The Islamic community has not taken a stand on the death penalty largely because feelings differ widely on the issue, said Yusufi Vali, the executive director of the Islamic Society of Boston Cultural Center.
Vali did not say whether he believes in the death penalty but said he and members of his mosque support the jury.
“People have been hopeful and prayerful that this brings some sense of calm to those who suffered in the attack,” Vali said. “What these guys did was totally antithetical to what Islam is all about.”
Rabbi Andrew Vogel said he briefly discussed the verdict with congregants Friday night at Temple Sinai in Brookline.
“It’s very clear that what the Tsarnaev brothers did was premeditated and there is not a lot of remorse,” he said in a phone interview Sunday. “Remorse must be a part of the equation in forgiveness.”

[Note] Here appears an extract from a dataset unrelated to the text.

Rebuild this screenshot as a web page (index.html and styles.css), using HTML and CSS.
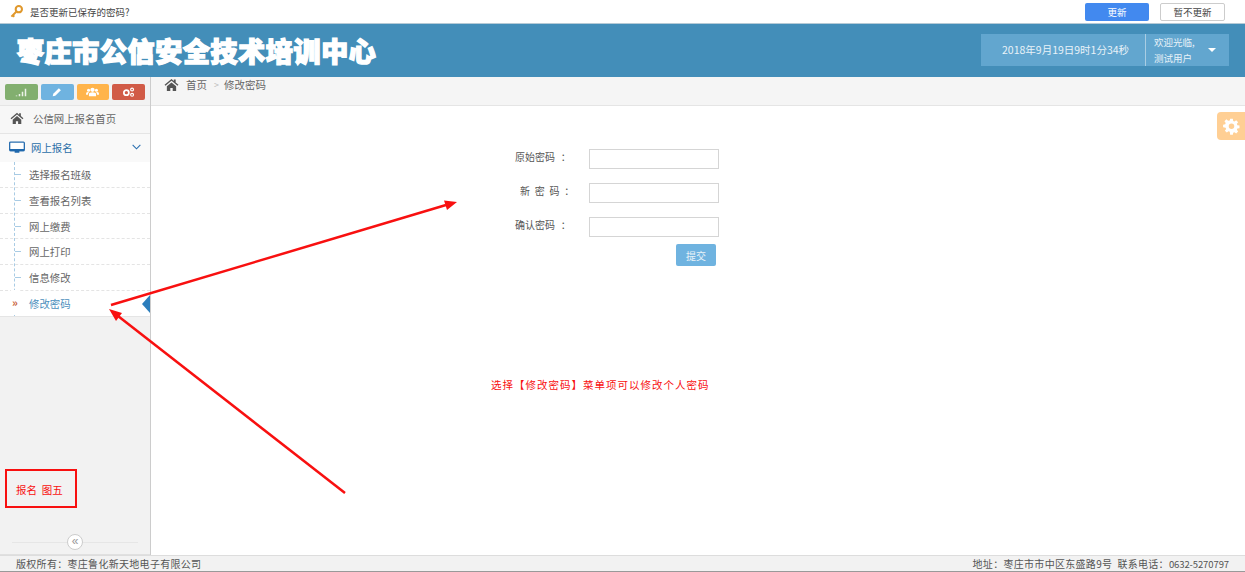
FILE: index.html
```html
<!DOCTYPE html>
<html lang="zh-CN">
<head>
<meta charset="utf-8">
<title>修改密码</title>
<link rel="stylesheet" href="styles.css">
</head>
<body>
<div class="page">
  <div class="savebar">
    <svg class="key" viewBox="0 0 14 14" width="13" height="13"><circle cx="9.5" cy="4.5" r="3.4" fill="none" stroke="#e0982c" stroke-width="2.2"/><path d="M7 7 1.5 12.5M3 11l1.6 1.6" stroke="#e0982c" stroke-width="2.2" fill="none"/></svg>
    <span class="savetext">是否更新已保存的密码?</span>
    <span class="grow"></span>
    <button class="btn-update">更新</button>
    <button class="btn-skip">暂不更新</button>
  </div>
  <header class="head">
    <div class="brand">枣庄市公信安全技术培训中心</div>
    <div class="clock">2018年9月19日9时1分34秒</div>
    <div class="user">
      <span class="welcome">欢迎光临,<br>测试用户</span>
      <span class="caret"></span>
    </div>
  </header>
  <div class="body">
    <aside class="side">
      <div class="shortcuts">
        <span class="sc green"><svg viewBox="0 0 16 12" width="12" height="9"><path d="M1 10h2v1H1zM5 8h2v3H5zM9 5h2v6H9zM13 1h2v10h-2z" fill="#fff" opacity=".85"/></svg></span>
        <span class="sc blue"><svg viewBox="0 0 14 14" width="10" height="10"><path d="M1 13l.8-3.6L9.6 1.6l2.8 2.8-7.8 7.8z" fill="#fff"/></svg></span>
        <span class="sc orange"><svg viewBox="0 0 18 14" width="13" height="10"><circle cx="9" cy="4" r="3" fill="#fff"/><circle cx="3.5" cy="4.5" r="2.2" fill="#fff"/><circle cx="14.5" cy="4.5" r="2.2" fill="#fff"/><path d="M4 13V10q0-2.500 5-2.500T14 10v3zM0 11V9q0-2 3-2l1 .5Q2.500 9 2.500 11zM18 11V9q0-2-3-2l-1 .5q1.500 1.500 1.500 3.500z" fill="#fff"/></svg></span>
        <span class="sc red"><svg viewBox="0 0 18 14" width="13" height="10"><circle cx="6" cy="8" r="3.500" fill="none" stroke="#fff" stroke-width="2.400"/><circle cx="14" cy="3.500" r="2" fill="none" stroke="#fff" stroke-width="1.600"/><circle cx="14" cy="11" r="2" fill="none" stroke="#fff" stroke-width="1.600"/></svg></span>
      </div>
      <div class="nav-home">
        <svg class="home" viewBox="0 0 16 14" width="14" height="12"><path d="M8 1 .5 7.300l1 1.100L8 3l6.500 5.400 1-1.100L12.500 4.800V1.500h-2v1.600zM3 9v5h3.700v-3.300h2.600V14H13V9L8 4.800z" fill="#555"/></svg>
        <span>公信网上报名首页</span>
      </div>
      <div class="nav-group">
        <svg viewBox="0 0 17 13" width="16" height="13"><rect x=".7" y=".7" width="15.600" height="9" rx="1" fill="#fff" stroke="#2a6fb0" stroke-width="1.400"/><path d="M.7 8h15.600v2.500H.7zM6 10.500h5V12H6z" fill="#1f68ad"/></svg>
        <span class="nav-group-text">网上报名</span>
        <svg class="chev" viewBox="0 0 10 6" width="9" height="6"><path d="M.7.7 5 5 9.300.7" fill="none" stroke="#2a6fb0" stroke-width="1.200"/></svg>
      </div>
      <ul class="submenu">
        <li>选择报名班级</li>
        <li>查看报名列表</li>
        <li>网上缴费</li>
        <li>网上打印</li>
        <li>信息修改</li>
        <li class="active"><i class="mark">»</i>修改密码<b class="pointer"></b></li>
      </ul>
      <div class="side-fill">
        <div class="note">报名&nbsp;&nbsp;图五</div>
        <div class="collapse"><span class="collapse-btn">«</span></div>
      </div>
    </aside>
    <main class="main">
      <div class="crumbs">
        <svg viewBox="0 0 16 14" width="15" height="13"><path d="M8 1 .5 7.300l1 1.100L8 3l6.500 5.400 1-1.100L12.500 4.800V1.500h-2v1.600zM3 9v5h3.700v-3.300h2.600V14H13V9L8 4.800z" fill="#555"/></svg>
        <span class="crumb-home">首页</span>
        <span class="crumb-sep">&gt;</span>
        <span>修改密码</span>
      </div>
      <form class="form">
        <div class="row"><label>原始密码 ：</label><input type="password"></div>
        <div class="row"><label class="spaced">新 密 码 ：</label><input type="password"></div>
        <div class="row"><label>确认密码 ：</label><input type="password"></div>
        <button type="button" class="submit">提交</button>
      </form>
      <p class="hint">选择【修改密码】菜单项可以修改个人密码</p>
      <div class="gear">
        <svg viewBox="0 0 20 20" width="17" height="17"><path fill="#fff" fill-rule="evenodd" d="M8.400 1h3.200l.4 2.500 1.500.6 2-1.500 2.300 2.300-1.500 2 .6 1.500 2.500.4v3.200l-2.500.4-.6 1.500 1.500 2-2.300 2.300-2-1.500-1.500.6-.4 2.500H8.400L8 16.300l-1.500-.6-2 1.500-2.300-2.300 1.500-2-.6-1.500L.1 11V7.800l2.500-.4.6-1.500-1.500-2 2.300-2.300 2 1.500L8 3zM10 6.500a3 3 0 1 0 0 6.500 3 3 0 0 0 0-6.500z"/></svg>
      </div>
    </main>
  </div>
  <footer class="foot">
    <span>版权所有：枣庄鲁化新天地电子有限公司</span>
    <span>地址：枣庄市市中区东盛路9号&nbsp;&nbsp;联系电话：<span class="phone">0632-5270797</span></span>
  </footer>
  <svg class="arrows" viewBox="0 0 1245 572" width="1245" height="572">
    <path d="M111 305 446 205" stroke="#f81010" stroke-width="2.500" fill="none"/>
    <path d="M457 202 444 200.500 447 210z" fill="#f81010"/>
    <path d="M345 493 118 316" stroke="#f81010" stroke-width="2.500" fill="none"/>
    <path d="M109 309 122 313 116 321z" fill="#f81010"/>
  </svg>
</div>
</body>
</html>
```
FILE: styles.css
```css
* { box-sizing: border-box; }
html, body { margin: 0; padding: 0; }
body { font-family: "Noto Sans CJK SC", "Liberation Sans", sans-serif; font-size: 10px; color: #555; background: #fff; }
.page { position: relative; width: 1245px; height: 572px; overflow: hidden; display: flex; flex-direction: column; }
.savebar { height: 24px; flex: none; display: flex; align-items: center; padding: 0 20px 0 10px; border-bottom: 1px solid #b5cad6; background: #fff; }
.key { flex: none; }
.savetext { margin-left: 7px; font-size: 9.5px; color: #444; }
.grow { flex: 1; }
.btn-update { width: 64px; height: 18px; padding: 0; border: 0; border-radius: 2px; background: #4289ef; color: #fff; font: inherit; font-size: 9.5px; }
.btn-skip { width: 65px; height: 18px; margin-left: 11px; padding: 0; border: 1px solid #ccc; border-radius: 2px; background: #fff; color: #444; font: inherit; font-size: 9.5px; }
.head { height: 53px; flex: none; display: flex; align-items: center; background: #438eb9; padding-right: 16px; }
.brand { flex: 1; padding-left: 17px; font-size: 27px; line-height: 30px; letter-spacing: .65px; font-weight: 900; color: #fff; -webkit-text-stroke: 1.4px #fff; white-space: nowrap; }
.clock { width: 165px; height: 32px; margin-bottom: 1px; line-height: 32px; padding-left: 21px; background: #62a6cf; color: #e8f2f8; font-size: 10.5px; border-right: 1px solid #a9cde3; white-space: nowrap; }
.user { width: 83px; height: 32px; margin-bottom: 1px; display: flex; align-items: center; justify-content: space-between; padding: 0 13px 0 8px; background: #62a6cf; color: #e8f2f8; font-size: 9.5px; line-height: 16px; }
.caret { width: 0; height: 0; border: 4px solid transparent; border-top-color: #fff; border-bottom: 0; }
.body { flex: 1; display: flex; min-height: 0; }
.side { width: 151px; flex: none; display: flex; flex-direction: column; background: #f2f2f2; border-right: 1px solid #ccc; }
.shortcuts { height: 29px; flex: none; display: flex; gap: 3px; padding: 7px 5px 0 5px; border-bottom: 1px solid #e5e5e5; }
.sc { width: 33px; height: 16px; border-radius: 2px; display: flex; align-items: center; justify-content: center; }
.green { background: #82af6f; }
.blue { background: #6fb3e0; }
.orange { background: #ffb44b; }
.red { background: #d15b47; }
.nav-home { height: 28px; flex: none; display: flex; align-items: center; gap: 9px; padding: 0 0 3px 10px; background: #f7f7f7; border-bottom: 1px solid #e5e5e5; color: #666; font-size: 10.4px; }
.nav-group { height: 28px; flex: none; display: flex; align-items: center; padding: 0 9px 2px 9px; background: #f9f9f9; color: #2b6fa8; font-size: 10.4px; }
.nav-group-text { flex: 1; margin-left: 6px; }
.submenu { list-style: none; margin: 0; padding: 0; background: #fff; border-left: 0; position: relative; }
.submenu::before { content: ""; position: absolute; left: 14px; top: 0; bottom: 0; border-left: 1px dashed #a8cbe4; }
.submenu li { position: relative; height: 25.8px; line-height: 25px; padding-left: 29px; font-size: 10.4px; color: #666; border-bottom: 1px dashed #e4e4e4; }
.submenu li::before { content: ""; position: absolute; left: 15px; top: 12px; width: 6px; border-top: 1px dashed #a8cbe4; }
.submenu li.active { color: #4c8fbd; border-bottom: 1px solid #e5e5e5; }
.submenu li.active::before { display: none; }
.mark { position: absolute; left: 11px; top: -1px; padding: 0 1px; background: #fff; font-style: normal; font-weight: 700; color: #c86139; font-size: 11px; }
.pointer { position: absolute; right: 0; top: 4px; width: 0; height: 0; border: 9px solid transparent; border-left: 0; border-right: 8px solid #2b7dbc; }
.side-fill { flex: 1; display: flex; flex-direction: column; justify-content: flex-end; border-bottom: 1px solid #e0e0e0; }
.note { width: 72px; height: 39px; margin: 0 0 26px 5px; border: 2px solid #f81010; color: #f81010; font-size: 10.5px; line-height: 37px; padding-left: 9px; }
.collapse { height: 16px; margin-bottom: 4px; display: flex; justify-content: center; align-items: center; background: linear-gradient(#e6e6e6, #e6e6e6) center / 126px 1px no-repeat; }
.collapse-btn { width: 16px; height: 16px; border-radius: 50%; border: 1px solid #ccc; background: #fff; color: #999; font: 12px/12px "Liberation Sans", sans-serif; text-align: center; }
.main { position: relative; flex: 1; background: #fff; }
.crumbs { height: 29px; display: flex; align-items: center; padding: 0 0 14px 13px; background: #f5f5f5; border-bottom: 1px solid #e5e5e5; font-size: 10.5px; color: #666; }
.crumb-home { margin-left: 7px; }
.crumb-sep { margin: 0 5px 0 7px; color: #bbb; font-size: 9px; }
.form { width: 229px; margin: 43px 0 0 338px; }
.row { display: flex; height: 20px; align-items: flex-start; margin-bottom: 14px; }
.row label { width: 100px; flex: none; text-align: left; padding-left: 26px; font-size: 10px; line-height: 16px; word-spacing: 3.5px; color: #555; white-space: nowrap; }
.row label.spaced { padding-left: 31px; word-spacing: 2.5px; }
.row input { width: 130px; height: 20px; flex: none; border: 1px solid #d5d5d5; background: #fff; padding: 0; }
.submit { display: block; width: 40px; height: 22px; margin: -7px 0 0 187px; padding: 0; border: 0; border-radius: 2px; background: #6fb3e0; color: #e8f2f8; font: inherit; font-size: 10px; }
.hint { margin: 112px 0 0 340px; color: #f81010; font-size: 10.5px; letter-spacing: 1px; line-height: 14px; }
.gear { position: absolute; right: 0; top: 35px; width: 28px; height: 28px; border-radius: 4px 0 0 4px; background: #ffcf94; display: flex; align-items: center; justify-content: center; }
.foot { height: 17px; flex: none; display: flex; justify-content: space-between; align-items: center; padding: 0 16px; background: #f2f2f2; border-top: 1px solid #ddd; border-bottom: 1px solid #999; color: #555; font-size: 10px; letter-spacing: .3px; }
.phone { font-size: 9.5px; letter-spacing: -.1px; }
.arrows { position: absolute; left: 0; top: 0; pointer-events: none; }
```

But Vogel said he does not believe in the death penalty, even in this case.
“There is a certain sanctity to life that we should not violate, even in extraordinary circumstances,” he said.
Lead pastor David Swaim of the High Rock Church in Arlington, an evangelical covenant congregation, said his church does not have an official stance on the death penalty, but as a Christian, he is grappling with the decision and feels very conflicted.
“With the death penalty, you see a clash of two of our deeply held values, justice and mercy,” he said in a phone interview. “Because [Tsarnaev] has taken lives, there is a sense that this will bring justice. Collectively, Christians are empowered to execute justice on His behalf. The real question is this time, should we exercise mercy or justice on God’s behalf?”
In Roxbury, the Twelfth Baptist Church fell quiet as the Rev. Arthur T. Gerald Jr. encouraged forgiveness for Tsarnaev during the Sunday morning service.
“Vengeance is not ours,” he told the congregation. “We preach forgiveness and resurrection. We are here to save souls. No matter what you’ve done, there is always forgiveness under Jesus Christ.”
A roar of applause followed his remarks.